Inaction in this pivotal moment is complicity with maintaining the power structures that have kept opportunity, access and empowerment out of reach for communities of color for centuries.

Recruiters are the professional builders-of-teams. 

At Recruiting Innovation, we believe it is our responsibility as recruiters to be the drivers of change and creators of opportunities for the organizations and candidates we serve. Recruiters are in a unique position to impact team composition through consistently, intentionally, sourcing and recruiting underrepresented talent for their teams. We know recruiting alone is not going to solve the institutional challenges to diversifying teams, but it is an important pillar to that mission.
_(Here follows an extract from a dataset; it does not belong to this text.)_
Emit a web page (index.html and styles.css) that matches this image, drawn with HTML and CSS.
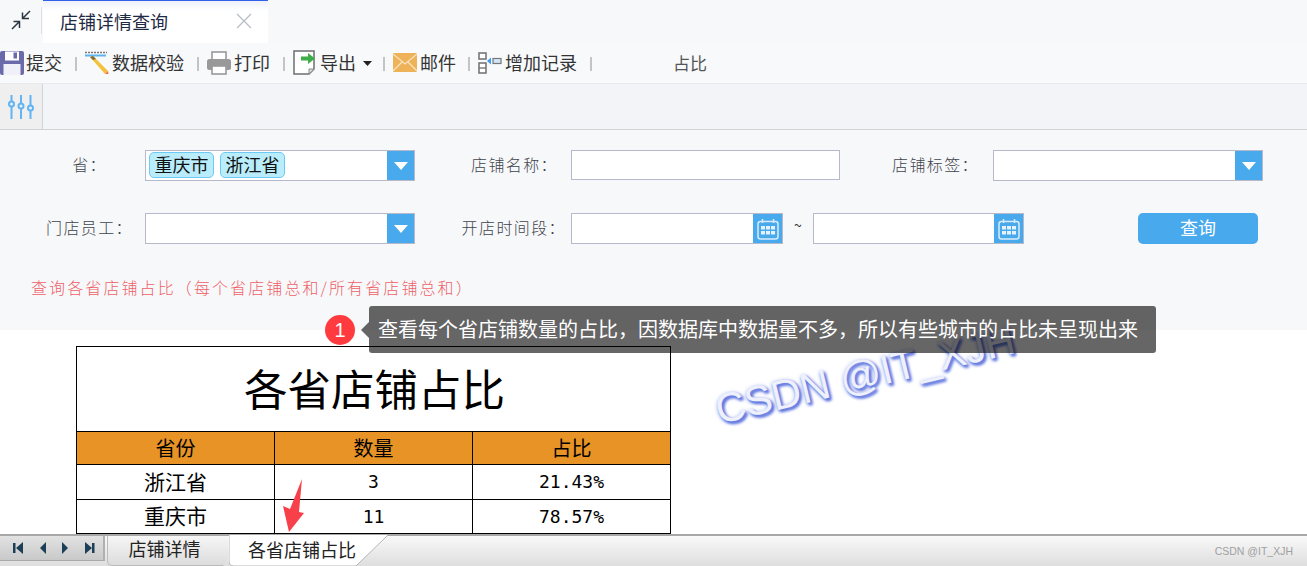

The Ernestine McClendon Talent Grant was created to attract, train, certify and meaningfully support underrepresented talent to enter and excel within the technical recruiting industry.

“We recently pledged 10% of our June revenue to support the Movement for Black Lives organization. But money alone will not solve the institutional and structural challenges facing our communities of color.”

“We looked at our product portfolio and decided to provide our Tech Recruiter Certification program to people of color and other traditionally underrepresented communities through a grant program. We’re also adding in professional development, a speaker series and connections to recruiting opportunities in order to create meaningful opportunity to enter or excel within the technical recruiting industry. We’re committed to leveraging every resource we can to help drive change in organizations and providing opportunities to diverse communities.”

— Alison Daley, founder and CEO of Recruiting Innovation.

By providing meaningful access, training, certification and professional support Recruiting Innovation seeks to bring a new wave of recruiters to the industry. Recruiting is, and should be, an approachable career for all walks of life. This grant seeks to support that.

Learn directly from our founder why she wanted to start this grant on this video.


The Legacy of Ernestine McClendon (1918 – 1991)

This grant is named in honor of Ernestine McClendon, the first black woman to become a talent agent and the first agent for black talent. McClendon was the driving force behind the campaign to get the television industry to reverse their ban on hiring black talent in commercials.

McClendon herself was an accomplished film and theatre actress. Discouraged by the lack of roles for women like her, she became inspired when she saw a black man in a commercial for the first time. She took that inspiration and wrote 100 letters to advertisers and product companies to ask why they weren’t using black talent in their commercials. Not satisfied with the initial responses, McClendon wrote an additional 400 letters.

Slowly, she started to create interest with advertisers. They then began to inquire if she could connect them with black actors for their commercials. To meet this newly created need, McClendon launched McClendon Enterprises in 1963, which went on to become a top talent agency. McClendon was the first in her field to be franchised by all unions as a theatrical agent.

Ernestine McClendon’s determination, conviction, creativity and talent opened up an entire industry of opportunities for black women and men. Not only did she create those opportunities, she then connected talented professionals to those opportunities.

Ernestine McClendon embodied the highest ideals of recruitment and talent professionals. She is an absolute inspiration to us at Recruiting Innovation.

Through the Ernestine McClendon Talent Grant, Recruiting Innovation seeks to be a driver of change in the recruiting industry by providing training and opportunities for diverse talent to become technical recruiters.